— start Data to process —

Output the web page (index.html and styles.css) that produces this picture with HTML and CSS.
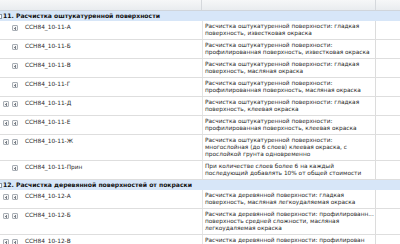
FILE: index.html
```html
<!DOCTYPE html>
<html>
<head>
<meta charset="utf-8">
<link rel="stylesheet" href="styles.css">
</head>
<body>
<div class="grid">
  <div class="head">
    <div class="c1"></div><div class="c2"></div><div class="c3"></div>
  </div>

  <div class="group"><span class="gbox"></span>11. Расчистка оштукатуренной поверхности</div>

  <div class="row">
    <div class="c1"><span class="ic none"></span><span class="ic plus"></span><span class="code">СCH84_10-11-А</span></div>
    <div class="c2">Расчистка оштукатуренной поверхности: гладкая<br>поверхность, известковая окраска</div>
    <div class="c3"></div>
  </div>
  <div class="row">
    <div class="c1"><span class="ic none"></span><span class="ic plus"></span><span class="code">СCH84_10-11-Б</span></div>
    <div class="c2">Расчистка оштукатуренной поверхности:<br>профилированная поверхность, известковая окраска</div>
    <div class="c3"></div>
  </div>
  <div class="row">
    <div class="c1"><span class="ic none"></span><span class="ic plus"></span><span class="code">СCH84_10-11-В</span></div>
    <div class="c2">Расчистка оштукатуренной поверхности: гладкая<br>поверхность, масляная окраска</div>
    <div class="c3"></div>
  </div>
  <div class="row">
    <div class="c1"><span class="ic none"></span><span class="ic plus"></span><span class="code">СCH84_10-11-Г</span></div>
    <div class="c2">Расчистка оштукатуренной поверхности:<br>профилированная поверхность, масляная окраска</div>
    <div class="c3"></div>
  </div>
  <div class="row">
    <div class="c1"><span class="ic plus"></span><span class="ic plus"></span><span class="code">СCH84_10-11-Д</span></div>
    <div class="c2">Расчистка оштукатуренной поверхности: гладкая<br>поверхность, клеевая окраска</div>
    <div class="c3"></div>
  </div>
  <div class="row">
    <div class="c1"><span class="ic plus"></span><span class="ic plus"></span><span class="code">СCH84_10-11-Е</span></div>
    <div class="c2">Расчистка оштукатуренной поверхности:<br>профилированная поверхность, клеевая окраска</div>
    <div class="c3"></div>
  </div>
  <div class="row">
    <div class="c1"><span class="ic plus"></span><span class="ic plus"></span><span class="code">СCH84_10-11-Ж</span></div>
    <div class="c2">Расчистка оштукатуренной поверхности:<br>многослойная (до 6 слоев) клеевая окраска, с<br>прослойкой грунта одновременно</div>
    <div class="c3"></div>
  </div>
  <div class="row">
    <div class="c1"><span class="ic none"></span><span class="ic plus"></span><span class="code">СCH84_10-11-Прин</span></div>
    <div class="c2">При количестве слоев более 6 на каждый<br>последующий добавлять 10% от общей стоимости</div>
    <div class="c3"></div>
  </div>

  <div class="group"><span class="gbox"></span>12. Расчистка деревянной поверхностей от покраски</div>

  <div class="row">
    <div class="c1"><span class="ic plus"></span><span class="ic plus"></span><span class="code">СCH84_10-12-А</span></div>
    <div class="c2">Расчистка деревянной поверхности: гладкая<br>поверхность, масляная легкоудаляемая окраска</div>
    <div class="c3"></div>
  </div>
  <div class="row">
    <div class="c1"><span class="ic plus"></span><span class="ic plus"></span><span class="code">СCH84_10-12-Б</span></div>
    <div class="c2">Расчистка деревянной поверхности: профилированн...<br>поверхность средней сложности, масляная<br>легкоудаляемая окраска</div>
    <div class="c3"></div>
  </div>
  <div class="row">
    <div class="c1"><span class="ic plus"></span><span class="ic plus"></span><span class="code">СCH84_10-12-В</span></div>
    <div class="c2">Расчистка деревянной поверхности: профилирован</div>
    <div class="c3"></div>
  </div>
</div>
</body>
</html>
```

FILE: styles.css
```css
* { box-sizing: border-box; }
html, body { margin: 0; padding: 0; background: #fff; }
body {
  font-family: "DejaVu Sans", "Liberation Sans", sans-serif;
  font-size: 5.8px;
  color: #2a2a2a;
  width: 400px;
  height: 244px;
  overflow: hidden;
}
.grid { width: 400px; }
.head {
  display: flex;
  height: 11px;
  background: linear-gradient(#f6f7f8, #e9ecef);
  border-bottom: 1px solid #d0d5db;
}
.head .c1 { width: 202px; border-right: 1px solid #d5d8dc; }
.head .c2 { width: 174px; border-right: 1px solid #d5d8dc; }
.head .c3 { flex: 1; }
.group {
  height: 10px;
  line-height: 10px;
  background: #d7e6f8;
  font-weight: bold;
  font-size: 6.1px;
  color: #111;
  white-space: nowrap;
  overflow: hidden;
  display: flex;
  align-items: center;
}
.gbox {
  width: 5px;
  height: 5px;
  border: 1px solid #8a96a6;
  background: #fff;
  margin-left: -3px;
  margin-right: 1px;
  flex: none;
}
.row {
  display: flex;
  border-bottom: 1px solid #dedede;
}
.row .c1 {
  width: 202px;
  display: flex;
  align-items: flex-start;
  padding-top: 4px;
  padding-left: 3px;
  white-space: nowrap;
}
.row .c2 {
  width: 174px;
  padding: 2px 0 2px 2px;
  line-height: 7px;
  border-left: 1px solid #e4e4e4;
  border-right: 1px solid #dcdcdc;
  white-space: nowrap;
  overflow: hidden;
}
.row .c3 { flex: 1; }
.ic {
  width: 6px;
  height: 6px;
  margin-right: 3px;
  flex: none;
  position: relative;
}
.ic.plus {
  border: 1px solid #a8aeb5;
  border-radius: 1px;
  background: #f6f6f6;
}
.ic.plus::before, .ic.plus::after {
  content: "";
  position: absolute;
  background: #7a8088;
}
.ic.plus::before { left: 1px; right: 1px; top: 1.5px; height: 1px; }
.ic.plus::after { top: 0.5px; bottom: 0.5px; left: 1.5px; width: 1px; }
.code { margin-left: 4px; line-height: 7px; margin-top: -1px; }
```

— end Data to process —
— start Data to process —

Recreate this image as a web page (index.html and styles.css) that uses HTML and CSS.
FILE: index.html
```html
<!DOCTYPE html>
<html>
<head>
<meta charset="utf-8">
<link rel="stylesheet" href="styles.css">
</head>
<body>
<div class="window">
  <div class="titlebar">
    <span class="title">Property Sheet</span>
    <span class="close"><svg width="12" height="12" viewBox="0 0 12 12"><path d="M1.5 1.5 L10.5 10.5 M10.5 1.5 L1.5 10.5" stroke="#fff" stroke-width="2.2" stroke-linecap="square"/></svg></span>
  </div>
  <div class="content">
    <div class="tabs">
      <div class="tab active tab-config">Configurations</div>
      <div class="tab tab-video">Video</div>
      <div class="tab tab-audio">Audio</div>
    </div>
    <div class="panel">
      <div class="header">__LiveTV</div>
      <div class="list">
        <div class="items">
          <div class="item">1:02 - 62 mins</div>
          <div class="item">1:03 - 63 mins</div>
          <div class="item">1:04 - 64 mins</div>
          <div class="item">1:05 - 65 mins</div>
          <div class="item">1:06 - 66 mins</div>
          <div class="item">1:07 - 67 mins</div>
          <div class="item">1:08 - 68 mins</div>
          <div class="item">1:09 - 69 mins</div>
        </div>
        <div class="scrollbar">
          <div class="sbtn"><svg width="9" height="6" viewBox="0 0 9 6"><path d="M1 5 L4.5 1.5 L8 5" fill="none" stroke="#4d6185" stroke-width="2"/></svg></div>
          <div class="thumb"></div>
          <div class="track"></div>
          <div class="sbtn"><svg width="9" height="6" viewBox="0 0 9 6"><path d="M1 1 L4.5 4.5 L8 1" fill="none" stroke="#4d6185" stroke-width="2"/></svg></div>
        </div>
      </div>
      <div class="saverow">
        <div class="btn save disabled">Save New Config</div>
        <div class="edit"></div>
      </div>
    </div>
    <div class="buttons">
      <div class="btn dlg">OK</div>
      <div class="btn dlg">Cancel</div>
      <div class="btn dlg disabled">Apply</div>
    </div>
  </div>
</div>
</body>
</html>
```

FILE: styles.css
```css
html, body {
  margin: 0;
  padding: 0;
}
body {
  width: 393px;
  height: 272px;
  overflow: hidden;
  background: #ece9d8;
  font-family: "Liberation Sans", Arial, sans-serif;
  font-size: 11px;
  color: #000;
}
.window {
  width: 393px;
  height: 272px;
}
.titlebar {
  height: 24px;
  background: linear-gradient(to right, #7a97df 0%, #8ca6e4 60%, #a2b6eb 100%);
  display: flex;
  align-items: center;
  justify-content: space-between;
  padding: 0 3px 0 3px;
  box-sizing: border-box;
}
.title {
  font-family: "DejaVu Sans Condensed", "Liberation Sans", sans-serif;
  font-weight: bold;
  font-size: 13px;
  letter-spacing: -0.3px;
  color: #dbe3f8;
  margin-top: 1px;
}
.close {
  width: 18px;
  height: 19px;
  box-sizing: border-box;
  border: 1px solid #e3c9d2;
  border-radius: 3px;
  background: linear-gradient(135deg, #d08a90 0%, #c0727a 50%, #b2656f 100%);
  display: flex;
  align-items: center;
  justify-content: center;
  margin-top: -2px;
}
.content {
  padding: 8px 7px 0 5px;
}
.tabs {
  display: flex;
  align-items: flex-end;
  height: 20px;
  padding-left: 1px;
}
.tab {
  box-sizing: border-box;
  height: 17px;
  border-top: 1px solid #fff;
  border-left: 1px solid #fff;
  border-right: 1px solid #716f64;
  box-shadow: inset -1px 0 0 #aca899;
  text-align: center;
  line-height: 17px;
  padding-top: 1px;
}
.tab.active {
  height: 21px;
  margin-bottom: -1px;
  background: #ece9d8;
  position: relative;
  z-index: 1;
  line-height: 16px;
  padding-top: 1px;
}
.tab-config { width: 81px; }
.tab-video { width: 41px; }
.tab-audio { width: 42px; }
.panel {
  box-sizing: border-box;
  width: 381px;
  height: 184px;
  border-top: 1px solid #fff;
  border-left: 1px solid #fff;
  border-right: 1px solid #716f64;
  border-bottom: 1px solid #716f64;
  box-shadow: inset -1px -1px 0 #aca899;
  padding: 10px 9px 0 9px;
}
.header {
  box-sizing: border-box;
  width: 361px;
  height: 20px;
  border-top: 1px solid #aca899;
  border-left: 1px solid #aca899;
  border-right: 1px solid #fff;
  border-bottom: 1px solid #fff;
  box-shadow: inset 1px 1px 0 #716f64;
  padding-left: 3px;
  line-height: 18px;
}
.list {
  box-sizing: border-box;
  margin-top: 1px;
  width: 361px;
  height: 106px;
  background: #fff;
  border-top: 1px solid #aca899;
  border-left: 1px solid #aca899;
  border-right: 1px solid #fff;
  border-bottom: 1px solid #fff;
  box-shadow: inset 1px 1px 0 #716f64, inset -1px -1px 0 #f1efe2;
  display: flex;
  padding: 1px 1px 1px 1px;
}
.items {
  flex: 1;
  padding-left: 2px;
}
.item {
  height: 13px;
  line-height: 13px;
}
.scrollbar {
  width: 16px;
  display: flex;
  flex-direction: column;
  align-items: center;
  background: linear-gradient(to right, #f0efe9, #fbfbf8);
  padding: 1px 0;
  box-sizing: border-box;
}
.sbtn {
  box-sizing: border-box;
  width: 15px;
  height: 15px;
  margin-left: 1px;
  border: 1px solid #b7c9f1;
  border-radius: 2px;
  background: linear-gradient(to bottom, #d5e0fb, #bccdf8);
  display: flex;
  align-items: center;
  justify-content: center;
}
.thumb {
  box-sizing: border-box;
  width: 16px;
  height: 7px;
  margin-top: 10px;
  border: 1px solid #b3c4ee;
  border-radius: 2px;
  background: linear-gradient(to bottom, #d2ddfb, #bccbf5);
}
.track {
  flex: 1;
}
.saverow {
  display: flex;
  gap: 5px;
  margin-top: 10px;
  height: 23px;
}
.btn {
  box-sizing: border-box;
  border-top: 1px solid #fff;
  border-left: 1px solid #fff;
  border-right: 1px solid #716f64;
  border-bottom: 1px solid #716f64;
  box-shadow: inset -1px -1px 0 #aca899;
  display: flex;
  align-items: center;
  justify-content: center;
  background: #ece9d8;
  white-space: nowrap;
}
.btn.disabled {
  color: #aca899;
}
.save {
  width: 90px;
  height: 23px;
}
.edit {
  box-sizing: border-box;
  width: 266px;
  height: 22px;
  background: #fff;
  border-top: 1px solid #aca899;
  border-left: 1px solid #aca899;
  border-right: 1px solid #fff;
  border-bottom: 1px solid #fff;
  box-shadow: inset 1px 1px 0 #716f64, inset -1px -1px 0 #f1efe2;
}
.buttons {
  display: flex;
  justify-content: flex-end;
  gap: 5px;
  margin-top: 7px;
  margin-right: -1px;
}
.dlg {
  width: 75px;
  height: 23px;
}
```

— end Data to process —
— start Data to process —

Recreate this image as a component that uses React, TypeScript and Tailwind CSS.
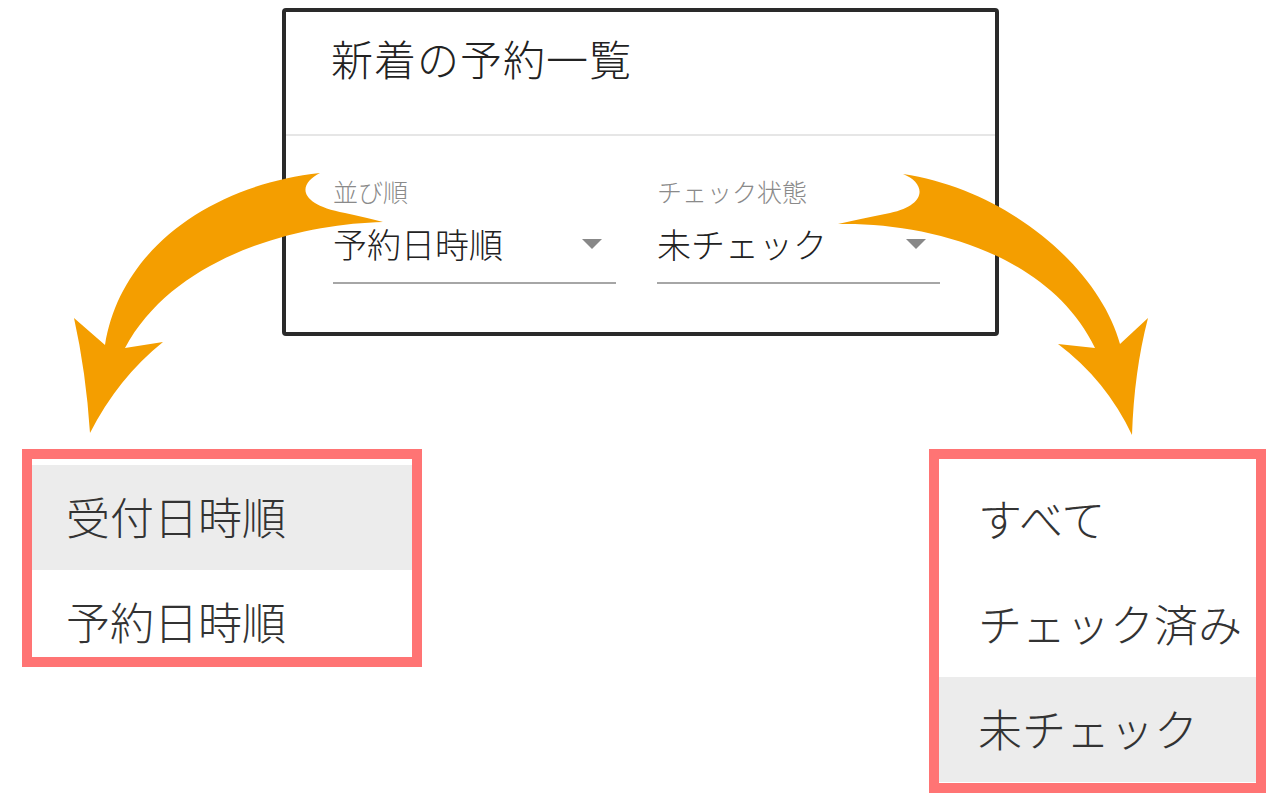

— end Data to process —

• _What is needed_
Identify each line holding the string "page", and copy it out.

• _Exercise answer_
Output the web page (index.html and styles.css) that produces this picture with HTML and CSS.
Recreate this image as a web page (index.html and styles.css) that uses HTML and CSS.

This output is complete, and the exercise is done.